Et il connaît quelque douceur.»

C’est l’admiration qui rend possibles cet éveil et la croissance qui peut s’ensuivre… sans être jamais acquise. L’admiration, acte libre toujours menacé par le ressentiment, cette « envie qui a l’éblouissement douloureux,»[1] surtout quand son objet est une perfection donnée par la vie plutôt que conquise par la volonté. Je peux toujours espérer égaler celui qui, dans les sports, par exemple, a atteint un objectif par un entraînement systématique. L’athlète naturel, à qui tout semble avoir été donné au départ suscitera davantage mon ressentiment, du moins si la vie n’a pas été aussi généreuse à mon endroit dans ce domaine ou dans un autre.

D’où la séduction qu’exercent sur nous les machines de même que les procédés mécaniques et quantifiables de perfectionnement. Les machines certes se dégradent avec le temps, elles n’échappent pas à l’entropie, mais ce vieillissement est lent et il est le même pour toutes les machines de même série, si bien qu’elles ont, dans leur séduction à notre endroit, la complicité de nos désirs d’égalité.

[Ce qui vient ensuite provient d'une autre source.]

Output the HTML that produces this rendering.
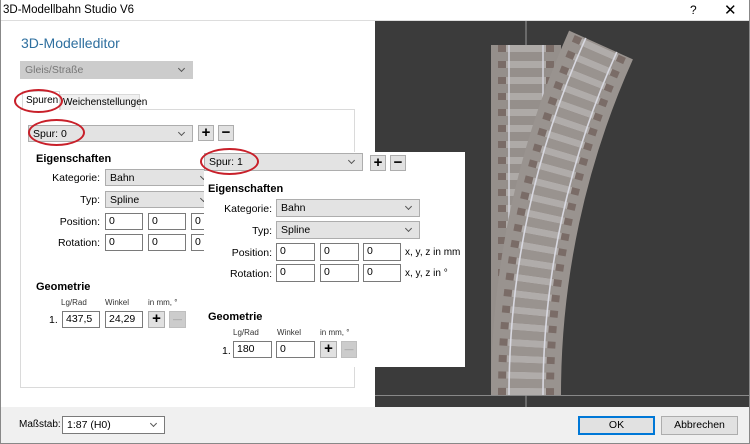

L’incarnation est aussi intimement liée au mal qu’au bien, un mal qui durera aussi longtemps qu’elle et dont on peut tout au plus limiter les effets par des sentiments comme l’admiration bien orientée. Dans cette polarité du vivant, il n’y a pas de purification totale et définitive possible. Mais comment envisager l’avenir quand la réparation par l’admiration ne satisfait plus les aspirations et quand la machine propose des moyens de purification plus efficaces et plus vérifiables ? Un peu de drogues et d’électrodes pour rendre les cerveaux plus performants et si possible, plus empathiques, beaucoup de conditionnement médiatique, de reconnaissance faciale et génétique pour rendre les troupeaux plus obéissants.

Rien n’est jamais acquis à l’homme vivant, mais rien ne vaut la lueur brève de ses joies, la poésie de ses moments de grâce; et si l’éternité enfermée dans ces moments demeure mystérieuse, l’enfer des machines et des hommes machines qui est d’en être à jamais privé, est parfaitement vérifiable. Nous avons le choix entre ce vérifiable de notre fonctionnement régulier et l’invérifiable de nos éblouissements d’êtres incarnés.